Researchers are hoping that a new, low-cost battery which holds four times the energy capacity of lithium-ion batteries and is far cheaper to produce will significantly reduce the cost of transitioning to a decarbonised economy.
The battery has been made using sodium-sulphur – a type of molten salt that can be processed from sea water – costing much less to produce than lithium-ion.
Although sodium-sulphur (Na-S) batteries have existed for more than half a century, they have been an inferior alternative and their widespread use has been limited by low energy capacity and short life cycles.
Using a simple pyrolysis process and carbon-based electrodes to improve the reactivity of sulphur and the reversibility of reactions between sulphur and sodium, the researchers’ battery has shaken off its formerly sluggish reputation, exhibiting super-high capacity and ultra-long life at room temperature.
The researchers say the Na-S battery is also a more energy dense and less toxic alternative to lithium-ion batteries, which, while used extensively in electronic devices and for energy storage, are expensive to manufacture and recycle.
Dr Zhao’s Na-S battery has been specifically designed to provide a high-performing solution for large renewable energy storage systems, such as electrical grids, while significantly reducing operational costs.
According to the Clean Energy Council, in 2021, 32.5 percent of Australia’s electricity came from clean energy sources and the industry is accelerating.
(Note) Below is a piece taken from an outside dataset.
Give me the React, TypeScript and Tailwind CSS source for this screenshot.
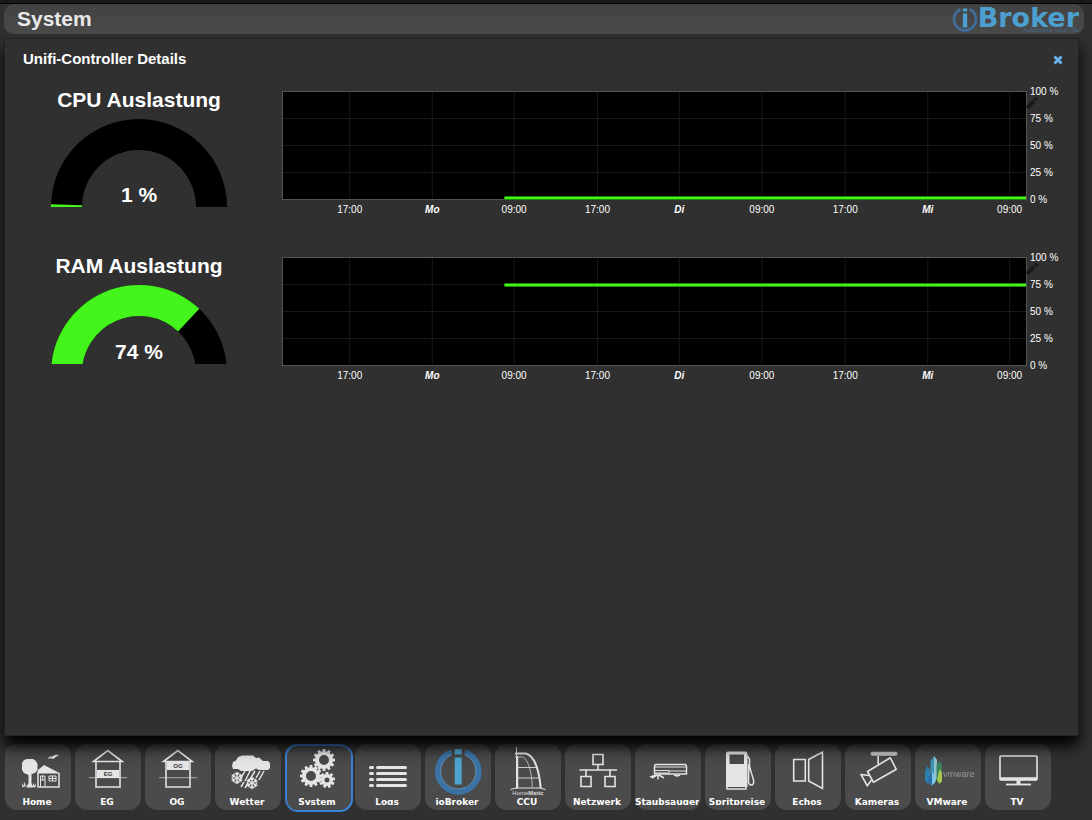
import type { ReactNode } from "react";

const TICKS = [
  { at: "9.1%", label: "17:00" },
  { at: "20.2%", label: "Mo", day: true },
  { at: "31.2%", label: "09:00" },
  { at: "42.4%", label: "17:00" },
  { at: "53.4%", label: "Di", day: true },
  { at: "64.5%", label: "09:00" },
  { at: "75.7%", label: "17:00" },
  { at: "86.8%", label: "Mi", day: true },
  { at: "97.8%", label: "09:00" },
];

const LEVELS = [100, 75, 50, 25, 0];

function Gauge({ title, value, cut = 0 }: { title: string; value: number; cut?: number }) {
  const cx = 88;
  const outer = 88;
  const inner = 57;

  // Ring segment between two fractions of the half circle
  const segment = (from: number, to: number) => {
    const a = Math.PI * (1 - from);
    const b = Math.PI * (1 - to);
    const p = (r: number, t: number) => `${cx + r * Math.cos(t)} ${88 - r * Math.sin(t)}`;
    return `M${p(outer, a)} A${outer} ${outer} 0 0 1 ${p(outer, b)} L${p(inner, b)} A${inner} ${inner} 0 0 0 ${p(inner, a)} Z`;
  };

  return (
    <div className="flex w-[276px] shrink-0 flex-col items-center">
      <h3 className="mb-[7px] text-[21px] leading-6 font-bold">{title}</h3>
      <svg width={176} height={88 - cut} className="block" role="img" aria-label={`${title} ${value} %`}>
        <path d={segment(0, 1)} fill="#000" />
        <path d={segment(0, value / 100)} fill="#43f51a" />
        <text x={88} y={83 - cut} textAnchor="middle" className="fill-white text-[21px] font-bold">
          {value} %
        </text>
      </svg>
    </div>
  );
}

function Chart({ value }: { value: number }) {
  const y = 108 - value * 1.08;

  return (
    <div className="min-w-0 flex-1 pt-[3px] pr-[52px]">
      <svg width="100%" height={130} className="block overflow-visible">
        <rect x={0} y={0} width="100%" height={108} fill="#000" stroke="#555" shapeRendering="crispEdges" />
        {LEVELS.slice(1, 4).map((l) => (
          <line key={l} x1={1} x2="100%" y1={108.5 - l * 1.08} y2={108.5 - l * 1.08} stroke="#191919" />
        ))}
        {TICKS.map((t) => (
          <g key={t.at}>
            <line x1={t.at} x2={t.at} y1={1} y2={107} stroke="#191919" />
            <text
              x={t.at}
              y={122}
              textAnchor="middle"
              className={t.day ? "fill-white text-[10px] font-bold italic" : "fill-white text-[10px]"}
            >
              {t.label}
            </text>
          </g>
        ))}
        <line x1="29.9%" x2="100%" y1={y} y2={y} stroke="#1d8a0a" strokeWidth={4} />
        <line x1="29.9%" x2="100%" y1={y} y2={y} stroke="#43f51a" strokeWidth={2} />
        <svg x="100%" className="overflow-visible">
          <path d="M1 17 8 10M9 9 11 7" stroke="#1a1a1a" strokeWidth={4} />
          {LEVELS.map((l) => (
            <text key={l} x={4} y={112 - l * 1.08} className="fill-white text-[10px]">
              {l} %
            </text>
          ))}
        </svg>
      </svg>
    </div>
  );
}

function Gear({ x, y, r, hole, teeth }: { x: number; y: number; r: number; hole: number; teeth: number }) {
  const body = r - 2;
  return (
    <g transform={`translate(${x} ${y})`}>
      {Array.from({ length: teeth }, (_, i) => (
        <rect key={i} x={-1.4} y={-r} width={2.8} height={4} fill="#e4e4e4" transform={`rotate(${(360 / teeth) * i})`} />
      ))}
      <circle r={(body + hole) / 2} fill="none" stroke="#e4e4e4" strokeWidth={body - hole} />
    </g>
  );
}

function Flake({ x, y }: { x: number; y: number }) {
  return (
    <g transform={`translate(${x} ${y})`} stroke="#e4e4e4" strokeWidth={1.4} fill="none">
      {[0, 60, 120].map((a) => (
        <path key={a} d="M0-6V6M-2-5 0-3 2-5M-2 5 0 3 2 5" transform={`rotate(${a})`} />
      ))}
    </g>
  );
}

function House({ label, y }: { label: string; y: number }) {
  return (
    <g fill="none" stroke="#e4e4e4" strokeWidth={1.6}>
      <path d="M14 33.7H52" stroke="#aaa" strokeWidth={1} />
      <path d="M18.5 17.5 32.8 6.5 47.2 17.5Z" />
      <path d="M21 17.5V43H45V17.5" />
      <rect x={22} y={y} width={22} height={8} fill="#e4e4e4" stroke="none" />
      <text x={33} y={y + 6} textAnchor="middle" stroke="none" fill="#333" className="text-[6px] font-bold">
        {label}
      </text>
    </g>
  );
}

const ITEMS: { label: string; active?: boolean; icon: ReactNode }[] = [
  {
    label: "Home",
    icon: (
      <g fill="#e4e4e4">
        <path d="M19 16 22 15H28L31 17 32.5 20V26L30 29 26.5 30V39L28 43.5H21L23.5 39V31L19 29 17 26V19Z" />
        <path d="M17.5 43.5 17 39 19 42 19.5 37.5 21 42M27 43 29 38.5 29 42 31 39.5 30.5 43.5" />
        <path d="M32 29.5 33 26 39 21 55.5 29.5Z" />
        <path d="M33 29V43H54V29" fill="none" stroke="#e4e4e4" strokeWidth={1.5} />
        <path d="M35.5 43V32H40V43M35.5 36H40M37.7 32V36M44 32H51V37H44ZM47.5 32V37M44 34.5H51" fill="none" stroke="#e4e4e4" />
        <path d="M42.5 15C44 12.5 46 12 47.5 12.8 49 11 51 10.5 54 11 51.5 12.5 50 13.2 48.5 15 46.5 14 44.5 14 42.5 15Z" />
      </g>
    ),
  },
  { label: "EG", icon: <House label="EG" y={26} /> },
  { label: "OG", icon: <House label="OG" y={18} /> },
  {
    label: "Wetter",
    icon: (
      <g>
        <path d="M17 22 18 18 21 16.5 23 13 27 11.5H38L41 14 44 13.5 48 17H53L55 19V24L53 26H44L41 24.5 37 27H26L23 25H18Z" fill="#e4e4e4" />
        <path d="M30 27 26 34M35 27 30 37M40 27 34 37M45 27 41 34M49 27 44 36M29 38 26 43M33 39 30 44M28 30 24 37" stroke="#e4e4e4" strokeWidth={1.5} />
        <Flake x={22} y={34} />
        <Flake x={37} y={39} />
      </g>
    ),
  },
  {
    label: "System",
    active: true,
    icon: (
      <g>
        <Gear x={39} y={16} r={11} hole={5} teeth={12} />
        <Gear x={26} y={32} r={11} hole={5} teeth={12} />
        <Gear x={42} y={36} r={8} hole={2.5} teeth={9} />
      </g>
    ),
  },
  {
    label: "Logs",
    icon: (
      <g stroke="#e4e4e4" strokeWidth={3} strokeLinecap="round">
        {[23.5, 29.5, 35.5, 41.5].map((y) => (
          <path key={y} d={`M15.5 ${y}H17.5M22.5 ${y}H50.5`} />
        ))}
      </g>
    ),
  },
  {
    label: "ioBroker",
    icon: (
      <g fill="none">
        <path d="M26.5 8.2A20.5 20.5 0 1 0 40 8.2" stroke="#3b73a5" strokeWidth={5.5} />
        <path d="M26.5 10.8A17.7 17.7 0 1 0 40 10.8" stroke="#6fa3cc" strokeWidth={0.7} />
        <path d="M33.2 5V10.5M33.2 13.5V40.5" stroke="#4fa3cf" strokeWidth={7} />
      </g>
    ),
  },
  {
    label: "CCU",
    icon: (
      <g fill="none" stroke="#e4e4e4">
        <path d="M21.5 3V45M15.5 45.5 21 44H45L50.5 45.5" />
        <path d="M20 9.5H31C39 12 44 25 45.7 44" strokeWidth={2} />
        <path d="M20 13H28C33 16 37 27 37.3 44" stroke="#bbb" />
        <path d="M21.5 23.5H41M21.5 34H44" stroke="#ccc" />
        <path d="M22.5 12V44" strokeWidth={1.5} />
        <text x={33} y={51} textAnchor="middle" stroke="none" fill="#ddd" className="text-[6px]">
          Home<tspan className="font-bold">Matic</tspan>
        </text>
      </g>
    ),
  },
  {
    label: "Netzwerk",
    icon: (
      <path
        d="M28 10.5H38V20.5H28ZM33 20.5V26M14.5 26H52M21 26V32M45 26V32M16 32.5H26V42.5H16ZM40 32.5H50V42.5H40Z"
        fill="none"
        stroke="#e4e4e4"
        strokeWidth={1.6}
      />
    ),
  },
  {
    label: "Staubsauger",
    icon: (
      <g fill="none" stroke="#e4e4e4" strokeWidth={1.5} strokeLinejoin="round">
        <path d="M20.5 20.5H50.5L51.5 22V30H19.5V22Z" />
        <path d="M20 23H51M20 26.5H34V29H20M34 27H51" strokeWidth={1} />
        <path d="M15 33 20 31.5M23 31V35.5M24 31 29 34M22 31 17 34M39 31 42 32 45 31" />
      </g>
    ),
  },
  {
    label: "Spritpreise",
    icon: (
      <g fill="none" stroke="#e4e4e4" strokeWidth={1.5}>
        <path d="M21 9 22.5 7.5H41L42.5 9V43H21ZM24.5 10.5V20H39V10.5Z" fill="#e4e4e4" fillRule="evenodd" stroke="none" />
        <path d="M22 43V45H41V43" />
        <path d="M42.5 12 44.5 15V22C46 29 48.5 34 48.8 38 48.5 42 44 42 43.5 38L43.8 20" />
      </g>
    ),
  },
  {
    label: "Echos",
    icon: <path d="M18.7 15.5H30.3V37H18.7ZM33.7 15.5 47.5 8V44.5L33.7 37Z" fill="none" stroke="#e4e4e4" strokeWidth={1.6} />,
  },
  {
    label: "Kameras",
    icon: (
      <g fill="none" stroke="#e4e4e4" strokeWidth={1.6} strokeLinejoin="round">
        <path d="M27.5 9.8H50.5" stroke="#c4c4c4" strokeWidth={4} strokeLinecap="round" />
        <path d="M33.2 12V20" />
        <path d="M22.5 27.5 45.3 13.8 51.3 25.3 28.5 38.3Z" />
        <path d="M24.5 31.5 16 30.5 22.3 41.8 26.8 35.5" />
      </g>
    ),
  },
  {
    label: "VMware",
    icon: (
      <g>
        <path d="M19 12 22 16V34L19 39 15.5 34V17Z" fill="#3e93b7" />
        <path d="M19 12 22 16V34L19 39Z" fill="#8fc4cf" />
        <path d="M12.5 22 15 26V36L12.5 40 10 36V27Z" fill="#2b7fae" />
        <path d="M24.5 17 27 21V37L24.5 40 21.5 36V21Z" fill="#39835f" />
        <path d="M24.5 25 27 29V37L24.5 40 22 36Z" fill="#a8c64a" />
        <path d="M17 28 20.5 32V38L17 41.5 13 38V32Z" fill="#7fc3e0" />
        <path d="M17 28V41.5L13 38V32Z" fill="#2a6ea6" />
        <text x={28} y={33} fill="#969696" className="text-[9px]">
          vmware
        </text>
      </g>
    ),
  },
  {
    label: "TV",
    icon: (
      <g fill="none" stroke="#e4e4e4" strokeWidth={1.6}>
        <rect x={15} y={12} width={37} height={24} rx={1} />
        <path d="M15 34.8H52" strokeWidth={3} />
        <path d="M33.5 36V40" strokeWidth={4} />
        <path d="M21 40.5H46" strokeWidth={1.8} />
      </g>
    ),
  },
];

function Logo() {
  return (
    <div className="flex items-start text-[#4c9fce]">
      <svg width={26} height={28} viewBox="0 0 26 28" className="block" aria-hidden="true">
        <path d="M8.5 4.3A11 11 0 1 0 17.5 4.3" fill="none" stroke="#3f6f9d" strokeWidth={2.6} />
        <path d="M13 3.5V6.5M13 8.5V22.5" stroke="#4c9fce" strokeWidth={4.4} />
      </svg>
      <div className="flex flex-col items-end font-['DejaVu_Sans',sans-serif]">
        <span className="h-[21px] text-[27px] leading-[25px] font-bold">Broker</span>
        <span className="text-[6px] leading-[7px] text-[#44698c]">Automate your life</span>
      </div>
    </div>
  );
}

export default function App() {
  return (
    <div className="flex min-h-screen flex-col border-t-[3px] border-[#1a1a1a] bg-[#303030] font-['Liberation_Sans',Arial,sans-serif] text-white">
      <div className="border-t border-black pr-2 pl-1">
        <header className="flex h-[30px] items-center justify-between rounded-[10px] bg-linear-to-b from-[#424242] to-[#4b4b4b] pr-[5px] pl-[13px]">
          <h1 className="text-[21px] leading-6 font-bold text-[#e8e8e8]">System</h1>
          <Logo />
        </header>
      </div>

      <main className="z-10 mt-1 mr-[13px] ml-1 flex-1 border border-[#222] bg-[#303030] pt-2 shadow-[0_10px_14px_0_#000]">
        <div className="flex h-6 items-center justify-between pr-[14px] pl-[18px]">
          <h2 className="text-[15px] leading-6 font-bold">Unifi-Controller Details</h2>
          <button type="button" aria-label="Schließen" className="mt-0.5 flex size-3 items-center justify-center">
            <svg width={10} height={10} viewBox="0 0 10 10" className="block">
              <path d="M1.5 1.5 8.5 8.5M8.5 1.5 1.5 8.5" stroke="#6cb2ea" strokeWidth={3} />
            </svg>
          </button>
        </div>
        <section className="mt-[17px] flex h-[166px]">
          <div className="-ml-1 w-[281px] shrink-0">
            <Gauge title="CPU Auslastung" value={1} />
          </div>
          <Chart value={1} />
        </section>
        <section className="flex h-[166px]">
          <div className="-ml-1 w-[281px] shrink-0">
            <Gauge title="RAM Auslastung" value={74} cut={9} />
          </div>
          <Chart value={74} />
        </section>
      </main>

      <nav className="mt-2 flex flex-wrap gap-1 pb-[10px] pl-[5px]">
        {ITEMS.map((item) => (
          <button
            key={item.label}
            type="button"
            className={
              item.active
                ? "h-[66px] w-[66px] rounded-xl bg-linear-to-b from-[#444] to-[#4b4b4b] to-40% shadow-[inset_1px_1px_0_1px_#3a82d6,1px_1px_0_1px_#3a82d6]"
                : "h-[66px] w-[66px] rounded-xl bg-linear-to-b from-[#444] to-[#4b4b4b] to-40%"
            }
          >
            <svg width={66} height={52} viewBox="0 0 66 52" className="block" aria-hidden="true">
              {item.icon}
            </svg>
            <span className="mb-[5px] block h-[9px] w-16 overflow-hidden text-center font-['DejaVu_Sans',sans-serif] text-[9px] leading-[13px] font-bold">
              {item.label}
            </span>
          </button>
        ))}
      </nav>
    </div>
  );
}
Household energy storage is also growing. According to a recent report a record 33,000 batteries were installed in 2021.
Lead researcher Dr Zha says that their sodium battery has the potential to dramatically reduce costs while providing four times as much storage capacity. This is a significant breakthrough for renewable energy development which, although reduces costs in the long term, has had several financial barriers to entry.
The lab-scale batteries have been successfully fabricated and tested in the University of Sydney’s chemical engineering facility. The researchers now plan to improve and commercialise the recently fabricated Ah-level pouch cells.
The paper was published in Advanced Materials.
News source: University of Sydney